=== The input ===

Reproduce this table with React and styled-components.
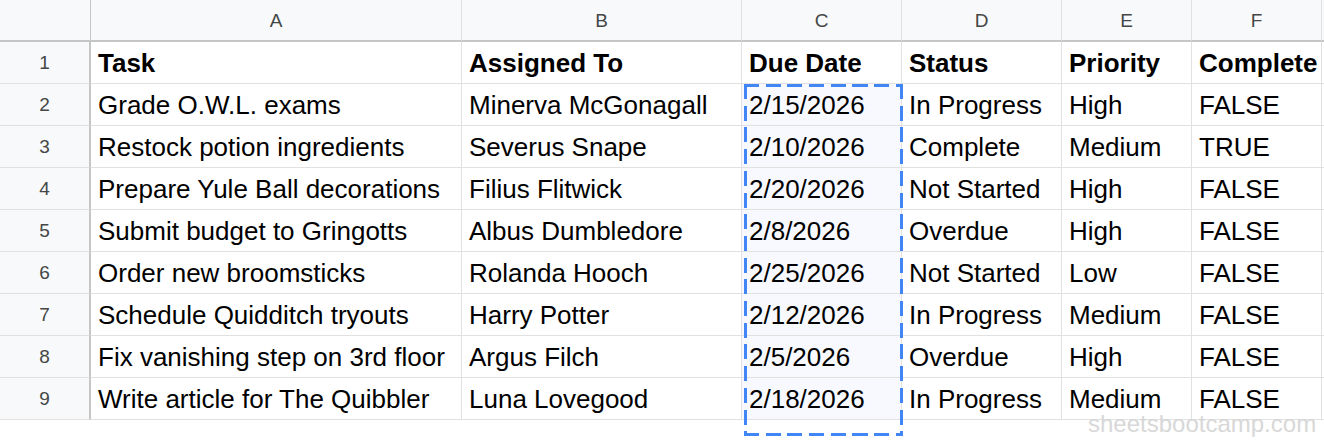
import React from "react";
import styled, { createGlobalStyle } from "styled-components";

const Global = createGlobalStyle`
  html, body { margin: 0; padding: 0; background: #ffffff; }
  body { font-family: "Liberation Sans", Arial, sans-serif; }
`;

const Sheet = styled.div`
  position: relative;
  width: 1324px;
  height: 440px;
  overflow: hidden;
  background: #ffffff;
`;

const Grid = styled.div`
  display: grid;
  grid-template-columns: 91px 371px 280px 160px 160px 130px 130px 3px;
  grid-auto-rows: 42px;
`;

const ColHead = styled.div`
  box-sizing: border-box;
  background: #f8f9fa;
  border-right: 1px solid ${(p) => (p.$corner ? "#c4c7c5" : "#e1e1e1")};
  border-bottom: 2px solid #c4c7c5;
  display: flex;
  align-items: center;
  justify-content: center;
  color: #444746;
  font-size: 19px;
  padding-top: 2px;
`;

const RowNum = styled.div`
  box-sizing: border-box;
  background: #f8f9fa;
  border-right: 2px solid #c4c7c5;
  border-bottom: 1px solid #e1e1e1;
  display: flex;
  align-items: center;
  justify-content: center;
  color: #444746;
  font-size: 19px;
`;

const Cell = styled.div`
  box-sizing: border-box;
  background: ${(p) => (p.$selected ? "#f7f9fe" : "#ffffff")};
  border-right: 1px solid #e1e1e1;
  border-bottom: 1px solid #e1e1e1;
  display: flex;
  align-items: center;
  padding-left: 7px;
  padding-top: 1px;
  white-space: nowrap;
  overflow: hidden;
  color: #000000;
  font-size: 26px;
  line-height: 28px;
  font-weight: ${(p) => (p.$bold ? 700 : 400)};
`;

const dashH = "repeating-linear-gradient(90deg, #4285f4 0 15px, transparent 15px 21.7px)";
const dashV = "repeating-linear-gradient(180deg, #4285f4 0 15px, transparent 15px 21.7px)";

const Marquee = styled.div`
  position: absolute;
  left: 744px;
  top: 84px;
  width: 159px;
  height: 352px;
  pointer-events: none;
  background:
    ${dashH} top left / 100% 3px no-repeat,
    ${dashH} bottom left / 100% 3px no-repeat,
    ${dashV} top left / 3px 100% no-repeat,
    ${dashV} top right / 3px 100% no-repeat;
`;

const Watermark = styled.div`
  position: absolute;
  left: 1088px;
  top: 415px;
  font-size: 24px;
  line-height: 18px;
  color: #d4d4d4;
  opacity: 0.9;
  white-space: nowrap;
`;

const cols = ["A", "B", "C", "D", "E", "F"];
const header = ["Task", "Assigned To", "Due Date", "Status", "Priority", "Complete"];
const rows = [
  ["Grade O.W.L. exams", "Minerva McGonagall", "2/15/2026", "In Progress", "High", "FALSE"],
  ["Restock potion ingredients", "Severus Snape", "2/10/2026", "Complete", "Medium", "TRUE"],
  ["Prepare Yule Ball decorations", "Filius Flitwick", "2/20/2026", "Not Started", "High", "FALSE"],
  ["Submit budget to Gringotts", "Albus Dumbledore", "2/8/2026", "Overdue", "High", "FALSE"],
  ["Order new broomsticks", "Rolanda Hooch", "2/25/2026", "Not Started", "Low", "FALSE"],
  ["Schedule Quidditch tryouts", "Harry Potter", "2/12/2026", "In Progress", "Medium", "FALSE"],
  ["Fix vanishing step on 3rd floor", "Argus Filch", "2/5/2026", "Overdue", "High", "FALSE"],
  ["Write article for The Quibbler", "Luna Lovegood", "2/18/2026", "In Progress", "Medium", "FALSE"],
];

export default function App() {
  return (
    <>
      <Global />
      <Sheet>
        <Grid>
          <ColHead $corner />
          {cols.map((c) => (
            <ColHead key={c}>{c}</ColHead>
          ))}
          <ColHead />
          <RowNum>1</RowNum>
          {header.map((h) => (
            <Cell key={h} $bold>
              {h}
            </Cell>
          ))}
          <Cell />
          {rows.map((r, i) => (
            <React.Fragment key={i}>
              <RowNum>{i + 2}</RowNum>
              {r.map((v, j) => (
                <Cell key={j} $selected={j === 2}>
                  {v}
                </Cell>
              ))}
              <Cell />
            </React.Fragment>
          ))}
        </Grid>
        <Marquee />
        <Watermark>sheetsbootcamp.com</Watermark>
      </Sheet>
    </>
  );
}
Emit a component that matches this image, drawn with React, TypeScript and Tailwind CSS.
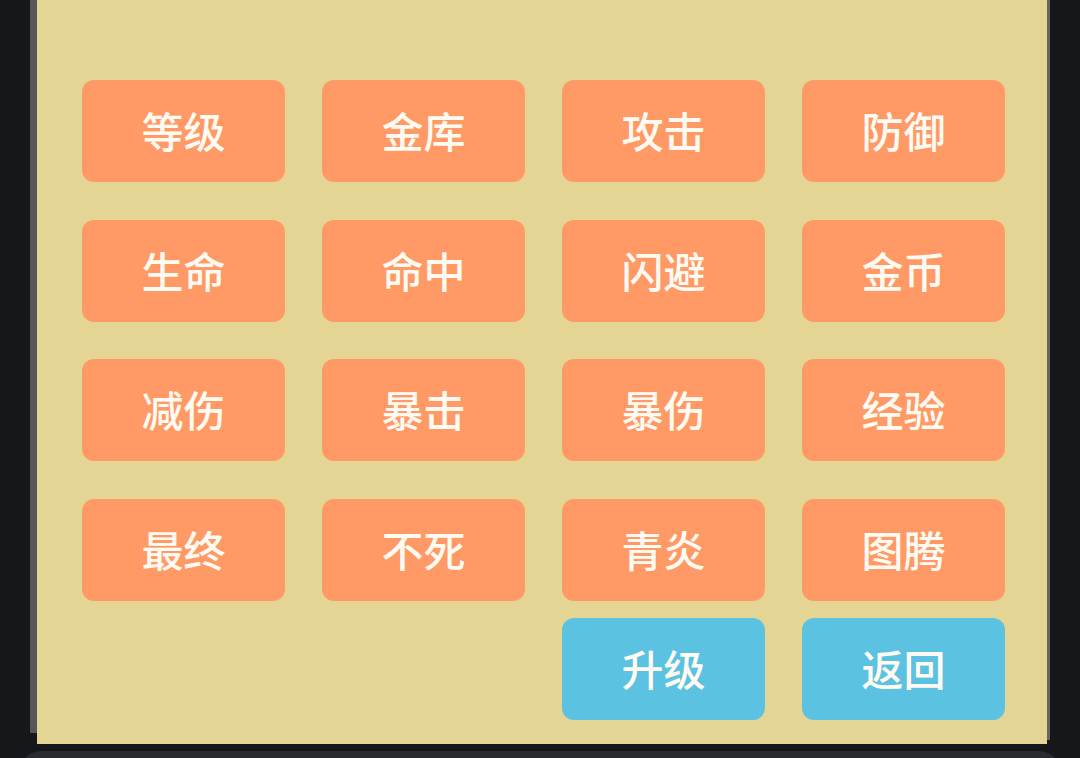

===

**Exercise:** Retype the data above exactly; pictures are not part of the copy.

**Response for this exercise:**
Reproduce this table with React and styled-components.
import React from "react";
import styled, { createGlobalStyle } from "styled-components";

const Global = createGlobalStyle`
  html, body { margin: 0; padding: 0; background: #ffffff; }
  body { font-family: "Liberation Sans", Arial, sans-serif; }
`;

const Sheet = styled.div`
  position: relative;
  width: 1324px;
  height: 440px;
  overflow: hidden;
  background: #ffffff;
`;

const Grid = styled.div`
  display: grid;
  grid-template-columns: 91px 371px 280px 160px 160px 130px 130px 3px;
  grid-auto-rows: 42px;
`;

const ColHead = styled.div`
  box-sizing: border-box;
  background: #f8f9fa;
  border-right: 1px solid ${(p) => (p.$corner ? "#c4c7c5" : "#e1e1e1")};
  border-bottom: 2px solid #c4c7c5;
  display: flex;
  align-items: center;
  justify-content: center;
  color: #444746;
  font-size: 19px;
  padding-top: 2px;
`;

const RowNum = styled.div`
  box-sizing: border-box;
  background: #f8f9fa;
  border-right: 2px solid #c4c7c5;
  border-bottom: 1px solid #e1e1e1;
  display: flex;
  align-items: center;
  justify-content: center;
  color: #444746;
  font-size: 19px;
`;

const Cell = styled.div`
  box-sizing: border-box;
  background: ${(p) => (p.$selected ? "#f7f9fe" : "#ffffff")};
  border-right: 1px solid #e1e1e1;
  border-bottom: 1px solid #e1e1e1;
  display: flex;
  align-items: center;
  padding-left: 7px;
  padding-top: 1px;
  white-space: nowrap;
  overflow: hidden;
  color: #000000;
  font-size: 26px;
  line-height: 28px;
  font-weight: ${(p) => (p.$bold ? 700 : 400)};
`;

const dashH = "repeating-linear-gradient(90deg, #4285f4 0 15px, transparent 15px 21.7px)";
const dashV = "repeating-linear-gradient(180deg, #4285f4 0 15px, transparent 15px 21.7px)";

const Marquee = styled.div`
  position: absolute;
  left: 744px;
  top: 84px;
  width: 159px;
  height: 352px;
  pointer-events: none;
  background:
    ${dashH} top left / 100% 3px no-repeat,
    ${dashH} bottom left / 100% 3px no-repeat,
    ${dashV} top left / 3px 100% no-repeat,
    ${dashV} top right / 3px 100% no-repeat;
`;

const Watermark = styled.div`
  position: absolute;
  left: 1088px;
  top: 415px;
  font-size: 24px;
  line-height: 18px;
  color: #d4d4d4;
  opacity: 0.9;
  white-space: nowrap;
`;

const cols = ["A", "B", "C", "D", "E", "F"];
const header = ["Task", "Assigned To", "Due Date", "Status", "Priority", "Complete"];
const rows = [
  ["Grade O.W.L. exams", "Minerva McGonagall", "2/15/2026", "In Progress", "High", "FALSE"],
  ["Restock potion ingredients", "Severus Snape", "2/10/2026", "Complete", "Medium", "TRUE"],
  ["Prepare Yule Ball decorations", "Filius Flitwick", "2/20/2026", "Not Started", "High", "FALSE"],
  ["Submit budget to Gringotts", "Albus Dumbledore", "2/8/2026", "Overdue", "High", "FALSE"],
  ["Order new broomsticks", "Rolanda Hooch", "2/25/2026", "Not Started", "Low", "FALSE"],
  ["Schedule Quidditch tryouts", "Harry Potter", "2/12/2026", "In Progress", "Medium", "FALSE"],
  ["Fix vanishing step on 3rd floor", "Argus Filch", "2/5/2026", "Overdue", "High", "FALSE"],
  ["Write article for The Quibbler", "Luna Lovegood", "2/18/2026", "In Progress", "Medium", "FALSE"],
];

export default function App() {
  return (
    <>
      <Global />
      <Sheet>
        <Grid>
          <ColHead $corner />
          {cols.map((c) => (
            <ColHead key={c}>{c}</ColHead>
          ))}
          <ColHead />
          <RowNum>1</RowNum>
          {header.map((h) => (
            <Cell key={h} $bold>
              {h}
            </Cell>
          ))}
          <Cell />
          {rows.map((r, i) => (
            <React.Fragment key={i}>
              <RowNum>{i + 2}</RowNum>
              {r.map((v, j) => (
                <Cell key={j} $selected={j === 2}>
                  {v}
                </Cell>
              ))}
              <Cell />
            </React.Fragment>
          ))}
        </Grid>
        <Marquee />
        <Watermark>sheetsbootcamp.com</Watermark>
      </Sheet>
    </>
  );
}
Emit a component that matches this image, drawn with React, TypeScript and Tailwind CSS.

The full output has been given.